Wie unterstützt das DIMAK Familien und stärkt Kinder in Kosovo?

Als DIMAK stärken wir Familien und Kinder – sowohl rückkehrende als auch aus der lokalen Bevölkerung – durch Informationen und Beratung in drei Bereichen. Erstens durch psychosoziale Unterstützung: Vor allem Rückkehrer und Rückkehrerinnen werden durch angepasste psychologische Einzel- und Familienberatung unterstützt. Wir bringen die Betroffenen mit den entsprechenden Spezialisten und Spezialistinnen in Kontakt. Psychosoziale Unterstützung kann sowohl präventiv als auch kurativ sein.

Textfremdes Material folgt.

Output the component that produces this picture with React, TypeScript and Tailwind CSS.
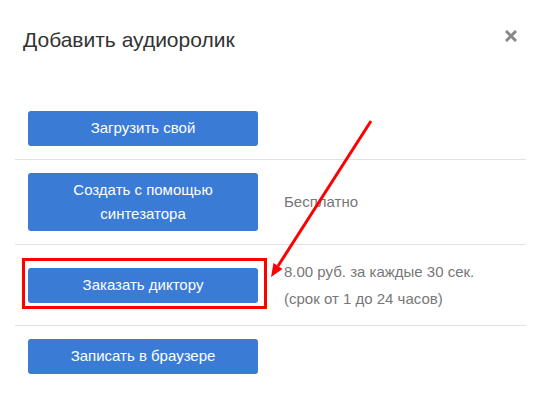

Es ist vorbeugend, wenn es das Risiko für die Entwicklung psychischer Gesundheitsprobleme verringert. Es ist heilend, wenn es um Menschen geht, die bereits psychosoziale Probleme haben und sich belastet fühlen.

Und was sind die weiteren Bereiche der Unterstützung?

Wiedereingliederung und Beschäftigung. Das DIMAK bietet eine Beratung für Familien und Einzelpersonen, die zurückkommen. Wir unterstützen sie bei der Rückkehr und nach ihrer Ankunft in Kosovo. Wir vermitteln Kontakte für die Wohnungssuche und zu Bildungskursen und bieten Informationen zu Rechts- und Gesundheitsfragen. Außerdem unterstützen wir Rückkehrende und Leute aus der lokalen Bevölkerung dabei, realistische Entscheidungen über ihre Ausbildung und Beschäftigung zu treffen, damit sie Möglichkeiten für eine geeignete Karriere finden. Wir helfen Menschen, Lebensläufe zu erstellen, Bewerbungsverfahren zu durchlaufen und Ausbildungskurse zu finden. Das ist oft auch für Jugendliche sehr wichtig, damit sie eine Perspektive sehen.